Understanding the Rydberg Formula

The Rydberg formula is expressed as:

1/λ = R_H (1/n1² - 1/n2²)

Where:

  • λ is the wavelength of the emitted light.
  • R_H is the Rydberg constant, approximately 1.097 x 10^7 m^-1.
  • n1 is the lower energy level (for visible light, n1 = 2).
  • n2 is the higher energy level (n2 = 3, 4, etc.).

Calculating the Wavelengths

For the transitions that result in visible light, we consider:

  • Transition from n=3 to n=2 (Balmer series, H-alpha line)
  • Transition from n=4 to n=2 (H-beta line)

Let's calculate the wavelength for the transition from n=3 to n=2:

1/λ = R_H (1/2² - 1/3²)

Substituting the values:

1/λ = 1.097 x 10^7 m^-1 (1/4 - 1/9)

Calculating the fractions:

1/λ = 1.097 x 10^7 m^-1 (9/36 - 4/36) = 1.097 x 10^7 m^-1 (5/36)

Now, simplifying:

λ = 36/(5 x 1.097 x 10^7) m

Calculating λ gives us approximately 656 nm, which corresponds to the red light in the visible spectrum.

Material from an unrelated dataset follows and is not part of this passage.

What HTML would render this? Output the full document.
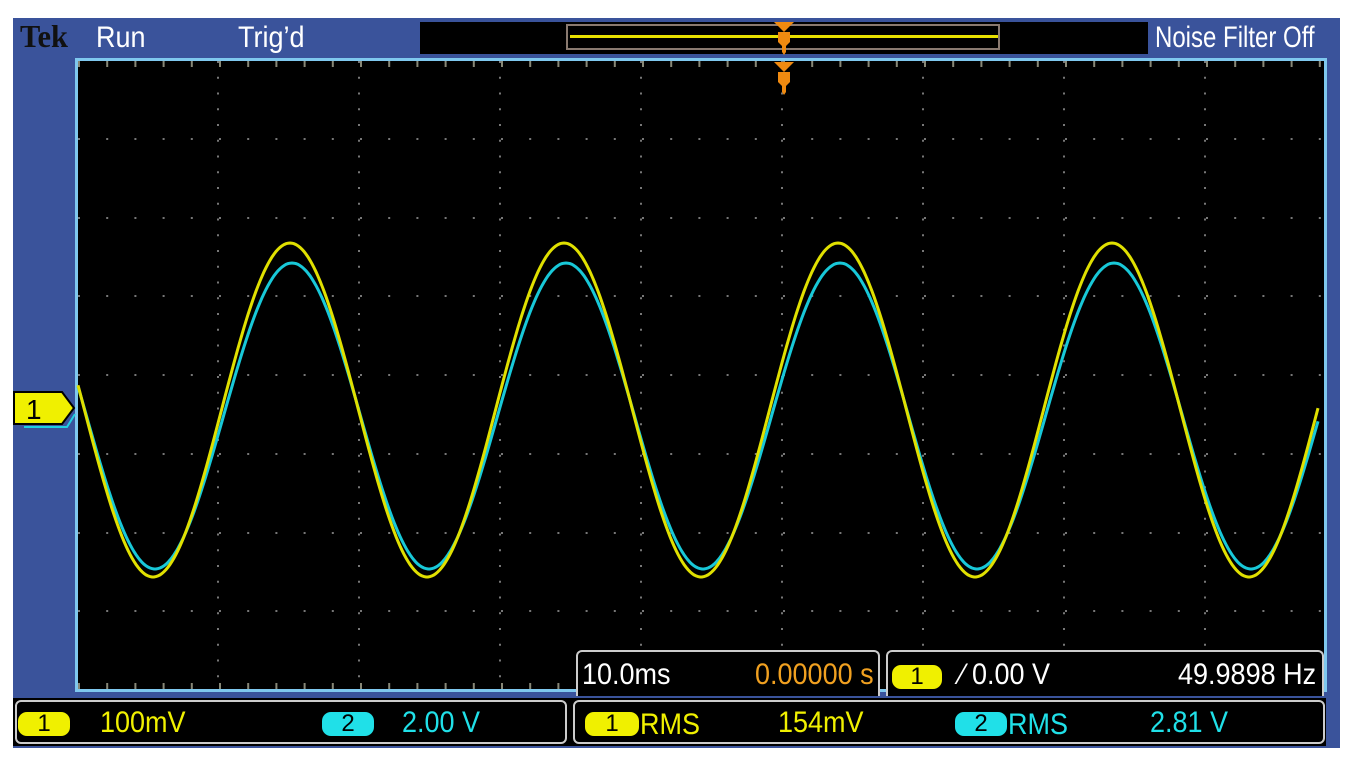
<!DOCTYPE html><html><head><style>
body{margin:0;width:1370px;height:759px;background:#fff;position:relative;overflow:hidden;font-family:"Liberation Sans",sans-serif}
.a{position:absolute}
.t{position:absolute;white-space:nowrap;transform-origin:0 0;transform:scaleX(.9);font-size:30px;line-height:30px}
.b{position:absolute;border-radius:9px;text-align:center;color:#000;font-size:24px;line-height:24px;height:24px}
</style></head><body>
<div class="a" style="left:13px;top:18px;width:1327px;height:730px;background:#3a539b"></div>
<div class="a" style="left:420px;top:22px;width:728px;height:32px;background:#000"></div>
<div class="a" style="left:566px;top:24px;width:434px;height:26px;border:2px solid #8a7a70;box-sizing:border-box"></div>
<div class="a" style="left:570px;top:35px;width:428px;height:3px;background:#e8e000"></div>
<div class="t" style="left:20px;top:21px;font-family:'Liberation Serif',serif;font-weight:bold;color:#111;font-size:32px;transform:scaleX(.95)">Tek</div>
<div class="t" style="left:96px;top:23px;color:#fff">Run</div>
<div class="t" style="left:238px;top:23px;color:#fff">Trig’d</div>
<div class="t" style="left:1155px;top:23px;color:#fff;transform:scaleX(.8)">Noise Filter Off</div>
<div class="a" style="left:75px;top:58px;width:1252px;height:634px;background:#7fc8ee"></div>
<div class="a" style="left:78px;top:61px;width:1246px;height:628px;background:#000"></div>
<svg class="a" style="left:0;top:0" width="1370" height="759" id="s"></svg>
<div class="a" style="left:13px;top:698px;width:1313px;height:48px;background:#000"></div>
<div class="a" style="left:15px;top:700px;width:552px;height:44px;border:2px solid #ccc;border-radius:6px;box-sizing:border-box"></div>
<div class="a" style="left:573px;top:700px;width:752px;height:44px;border:2px solid #ccc;border-radius:6px;box-sizing:border-box"></div>
<div class="a" style="left:576px;top:650px;width:304px;height:46px;background:#000;border:2px solid #ccc;border-bottom:none;border-radius:6px 6px 0 0;box-sizing:border-box"></div>
<div class="a" style="left:886px;top:650px;width:438px;height:46px;background:#000;border:2px solid #ccc;border-bottom:none;border-radius:6px 6px 0 0;box-sizing:border-box"></div>
<div class="t" style="left:582px;top:660px;color:#fff">10.0ms</div>
<div class="t" style="left:755px;top:660px;color:#f0a020">0.00000 s</div>
<div class="b" style="left:892px;top:665px;width:50px;background:#f0f000">1</div>
<div class="t" style="left:960px;top:660px;color:#fff">⁄ 0.00 V</div>
<div class="t" style="left:1178px;top:660px;color:#fff">49.9898 Hz</div>
<div class="b" style="left:18px;top:712px;width:52px;background:#f0f000">1</div>
<div class="t" style="left:100px;top:708px;color:#f0f000">100mV</div>
<div class="b" style="left:322px;top:712px;width:52px;background:#20e0e8">2</div>
<div class="t" style="left:402px;top:708px;color:#20e0e8">2.00 V</div>
<div class="b" style="left:585px;top:712px;width:54px;background:#f0f000">1</div>
<div class="t" style="left:640px;top:710px;color:#f0f000">RMS</div>
<div class="t" style="left:778px;top:708px;color:#f0f000">154mV</div>
<div class="b" style="left:955px;top:712px;width:52px;background:#20e0e8">2</div>
<div class="t" style="left:1008px;top:710px;color:#20e0e8">RMS</div>
<div class="t" style="left:1150px;top:708px;color:#20e0e8">2.81 V</div>
<svg class="a" style="left:12px;top:390px" width="66" height="40"><polygon points="2,2 50,2 62,18 50,34 2,34" fill="#f0f000" stroke="#000" stroke-width="2"/><polyline points="12,37 55,37 63,24" fill="none" stroke="#20d0e0" stroke-width="2"/><text x="14" y="29" font-size="28" font-family="Liberation Sans" fill="#000">1</text></svg>
<script>
var s=document.getElementById('s'),h='';
for(var k=0;k<8;k++){var x=218+141*k;for(var y=61;y<690;y+=15.75)h+='<rect x="'+(x-1)+'" y="'+y+'" width="2" height="2" fill="#777"/>';}
[139,218,296,375,454,533,611].forEach(function(y){for(var x=78;x<1324;x+=28.2)h+='<rect x="'+x+'" y="'+(y-1)+'" width="2" height="2" fill="#777"/>';});
for(var x=78;x<1324;x+=28.2){h+='<rect x="'+x+'" y="61" width="2" height="6" fill="#887"/><rect x="'+x+'" y="683" width="2" height="6" fill="#887"/>';}
function p(c,a,ph,col,w){var d='M';for(var x=78;x<=1318;x+=2){d+=x+','+(c-a*Math.cos(2*Math.PI*(x-ph)/274)).toFixed(1)+' ';}return '<path d="'+d+'" fill="none" stroke="'+col+'" stroke-width="'+w+'"/>';}
h+=p(416,153,292,'#18c8d8',3);h+=p(410,167,290,'#e0e000',3);
h+='<polygon points="774,22 794,22 784,32" fill="#f08a10"/><path d="M778,32h12v10l-4,4v6l-2,3l-2,-3v-6l-4,-4z" fill="#f08a10"/>';
h+='<polygon points="774,62 794,62 784,72" fill="#f08a10"/><path d="M778,72h12v10l-4,4v6l-2,3l-2,-3v-6l-4,-4z" fill="#f08a10"/>';
s.innerHTML=h;
</script>
</body></html>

Calculating the Energy Emitted

To find the energy emitted during this transition, we can use the formula:

E = hc/λ

Where:

  • E is the energy in joules.
  • h is Planck's constant (6.626 x 10^-34 J·s).
  • c is the speed of light (3.00 x 10^8 m/s).

Substituting the values:

E = (6.626 x 10^-34 J·s)(3.00 x 10^8 m/s) / (656 x 10^-9 m)

Calculating this gives:

E ≈ 3.03 x 10^-19 J

Energy for 1 g-atom of Hydrogen

Now, since we are considering 1 g-atom of hydrogen, we need to find out how many hydrogen atoms are in 1 gram. The molar mass of hydrogen is approximately 1 g/mol, which means there are about 6.022 x 10^23 atoms in 1 gram.

To find the total energy emitted when all these atoms undergo the same transition, we multiply the energy per transition by the number of atoms:

Total Energy = E x Number of Atoms

Substituting the values:

Total Energy = (3.03 x 10^-19 J)(6.022 x 10^23)

Calculating this gives:

Total Energy ≈ 182 J

Thus, the energy emitted when 1 g-atom of hydrogen undergoes the transition to produce the lowest energy spectral lines in the visible region is approximately 182 joules. This illustrates how atomic transitions can release significant amounts of energy, especially when considering large quantities of atoms.